La indignación fue fulminante. Hubo amenazas de demandas. El editor retiró el libro de circulación. La presionaron para que lo revisara y pidiera perdón.
Elizabeth hizo cambios para evitar los tribunales… pero nunca cedió en lo esencial: Charlotte Brontë merecía ser recordada como una persona real, compleja, luchando por sobrevivir. No como una santa pulida y sin aristas.
Ese fue el sello de Elizabeth Gaskell: verdad antes que comodidad, siempre.
Escribió sobre madres solteras cuando la sociedad fingía que no existían. Expuso cómo la doble moral sexual destruía a las mujeres mientras los hombres apenas pagaban precio. Retrató la pobreza con dignidad, dándole voz a quienes los poderosos preferían silenciar.
Hizo todo eso mientras criaba a sus hijas, sostenía el trabajo de su marido, llevaba una casa y cumplía cada obligación social que se esperaba de la esposa de un ministro.
La sociedad victoriana insistía en que las mujeres eligieran: ser correctas o ser poderosas. Ser domésticas o ser públicas.
Elizabeth se negó a elegir. Fue ambas cosas —y demostró que nunca habían sido opuestas.
Cuando murió de forma repentina el 12 de noviembre de 1865, con cincuenta y cinco años, se desplomó en medio de una frase, mientras conversaba con los suyos. Acababa de comprar en secreto una casa en Hampshire para el retiro de la familia: una última sorpresa que nunca llegó a revelar.
Dejó detrás una obra que transformó la literatura inglesa.
Demostró que una novela podía entretener y, al mismo tiempo, exigir justicia. Que la voz de una mujer tenía lugar en las conversaciones públicas sobre poder. Que los pobres merecían ser escritos con complejidad y humanidad —no con simple lástima.

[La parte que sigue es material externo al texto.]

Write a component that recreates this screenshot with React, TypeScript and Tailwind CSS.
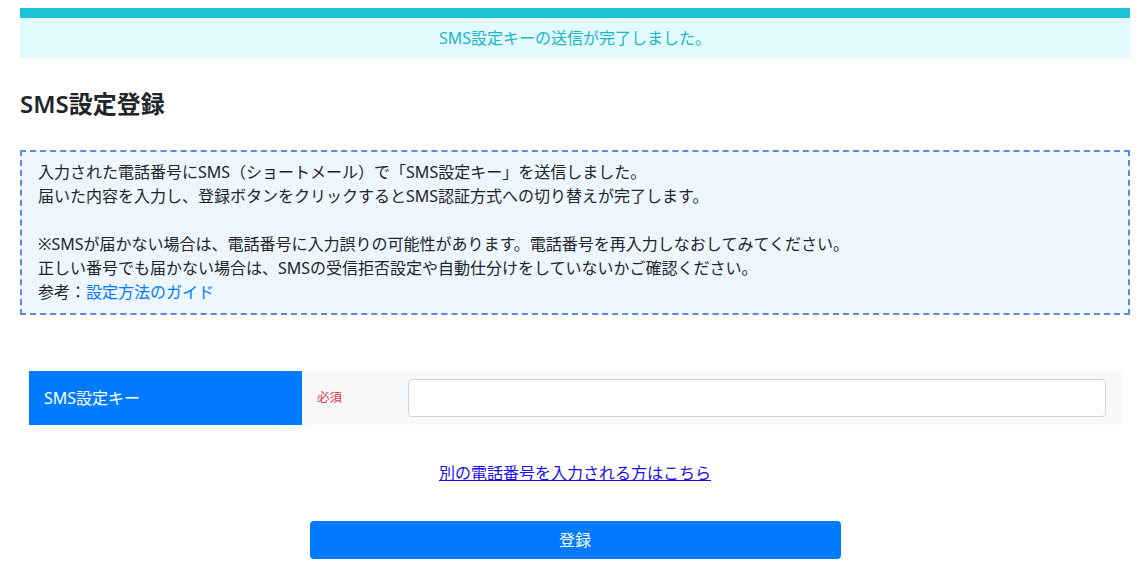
import React from 'react';

const font = { fontFamily: '"Noto Sans", "Noto Sans CJK JP", sans-serif' };

const App: React.FC = () => {
  return (
    <div className="min-h-[582px] bg-white text-[#212529]" style={font}>
      <div className="w-[1110px] ml-[20px] pt-[8px]">
        {/* Alert */}
        <div className="border-t-[10px] border-[#1dc2d6] bg-[#e1fbfe] h-[50px] flex items-center justify-center text-[16px] text-[#1ab5c9]">
          SMS設定キーの送信が完了しました。
        </div>

        <h1 className="mt-[31px] text-[24px] font-semibold leading-[30px] text-[#212529]">SMS設定登録</h1>

        {/* Notice */}
        <div className="mt-[31px] border-2 border-dashed border-[#5b8dd6] bg-[#eef6ff] pl-[16px] pr-4 pt-[8px] pb-[9px] text-[16px] leading-[24px]">
          <p>入力された電話番号にSMS（ショートメール）で「SMS設定キー」を送信しました。</p>
          <p>届いた内容を入力し、登録ボタンをクリックするとSMS認証方式への切り替えが完了します。</p>
          <p className="h-[24px]"></p>
          <p>※SMSが届かない場合は、電話番号に入力誤りの可能性があります。電話番号を再入力しなおしてみてください。</p>
          <p>正しい番号でも届かない場合は、SMSの受信拒否設定や自動仕分けをしていないかご確認ください。</p>
          <p>
            参考：<a href="#" className="text-[#007bff]">設定方法のガイド</a>
          </p>
        </div>

        {/* Form row */}
        <div className="mt-[56px] mx-[9px] flex h-[54px] bg-[#f7f8fa]">
          <div className="w-[273px] bg-[#007bff] text-white text-[16px] flex items-center pl-[15px]">SMS設定キー</div>
          <div className="w-[106px] flex items-center pl-[15px] text-[12.5px] text-[#dc3545]">必須</div>
          <div className="flex-1 flex items-center pr-[15px]">
            <input type="text" className="w-full h-[38px] rounded-[4px] border border-[#ced4da] bg-white px-3 outline-none" />
          </div>
        </div>

        <div className="mt-[36px] text-center text-[16px] leading-[24px]">
          <a href="#" className="underline text-[#1a0dee]">別の電話番号を入力される方はこちら</a>
        </div>

        <div className="mt-[36px] flex justify-center">
          <button className="w-[531px] h-[38px] rounded-[4px] bg-[#007bff] text-white text-[16px]">登録</button>
        </div>
      </div>
    </div>
  );
};

export default App;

Charles Dickens también escribió sobre la pobreza. Pero a menudo presentó a los pobres como víctimas a la espera de ser rescatadas por caballeros bondadosos.
Elizabeth los escribió como personas: con agencia, con dignidad y con todo el derecho a enfurecerse ante la injusticia.
Hoy, sus novelas se leen y se estudian en todo el mundo. North and South ha tenido adaptaciones para la televisión. Y Mary Barton —el libro que escandalizó a un imperio— sigue en pie como una obra clave del realismo social.
Pero el mayor legado de Elizabeth Gaskell no son solo sus libros.
Es lo que demostró que era posible.
Que el duelo puede convertirse en propósito. Que una sola voz, diciendo la verdad, puede mover la conciencia de un país. Que una mujer podía escribir sobre política y poder y ser tomada en serio… décadas antes de que alguien llamara a eso feminismo.
Elizabeth Gaskell entró en las casas de la gente olvidada de Manchester.
Escuchó sus historias.
Y luego hizo que el mundo entero las escuchara también.
No esperó permiso.
No pidió aprobación.
Simplemente dijo la verdad.
Y el mundo no tuvo más remedio que empezar a cambiar.